全米でも注目を集めたこの英語アルバムですが、辛口に言うとあまりいいできとは思えません。そもそも、日本語と英語だと一文に使う音の数が全く違うわけであり、そのためメロディに無理やり英詩を押し込めている感がぬぐえないのです(『YES,I DID』など)。日本語版と同じベーシック・トラックを使っているので余計そう感じられます。また、ロンドンなどでレコーディングを行い、数々の外国人ミュージシャンと会話をしてきたであろう美和さんでさえ、このアルバムでの英語の技量は「最高」とはいえません(私が言うのもなんですが・・・)。残念ながら、美和さんそしてまささんがこれらの課題を克服できるのは、2004年の「LOVE OVERFLOWS」を待たねばなりませんでした。全米で行われたショーケース・ツアーも、いろいろな課題が残ったそうです。
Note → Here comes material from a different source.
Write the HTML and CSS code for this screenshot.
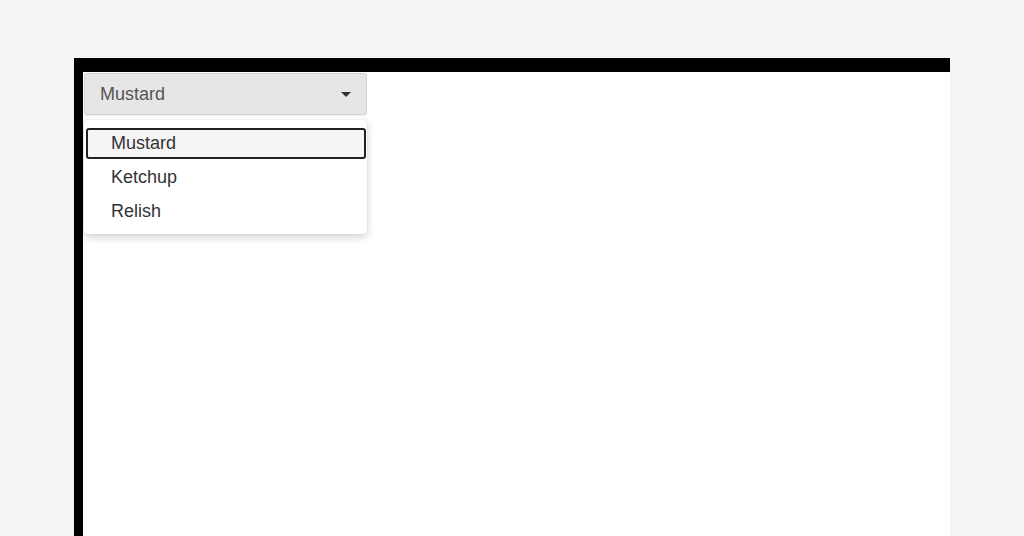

以上、辛口一方でしたが、言語に関係なく歌に込められた魂を歌い上げる美和さんの歌唱力はもちろん健在、言葉の意味が分からなくとも圧倒されてしまいます。また、元々アメリカを意識したサウンドなので、かえって英語詞の方が曲に似合っているケースもあります(『PEACE!』がその例)。特に、ミュージック・ヴィデオも作られた『SONG OF JOY』は、原曲『よろこびのうた』に負けぬほどのものがあり必聴です。日本語アルバムを聴いてから聴くと新たな発見があっていいと思いますよ。
私は当然ながら日本語版を買った後にこの英語版を買いました。持っているのはボーナス・トラックつきの通常盤。実は、日本盤でさえブックレットはお粗末なつくりで、特に歌詞は全然読めません!アートワークなのでしょうが、行と行が重なっている箇所があったり、文字が小さかったり、大変読みにくい・・・。おかげで半分聞き取りで覚えるしかありません。ちなみに、アメリカ進出を積極的に計画していたのは美和さんとまささんだったようで、西川さんは取り残された感があってそこが少し寂しいですね・・・。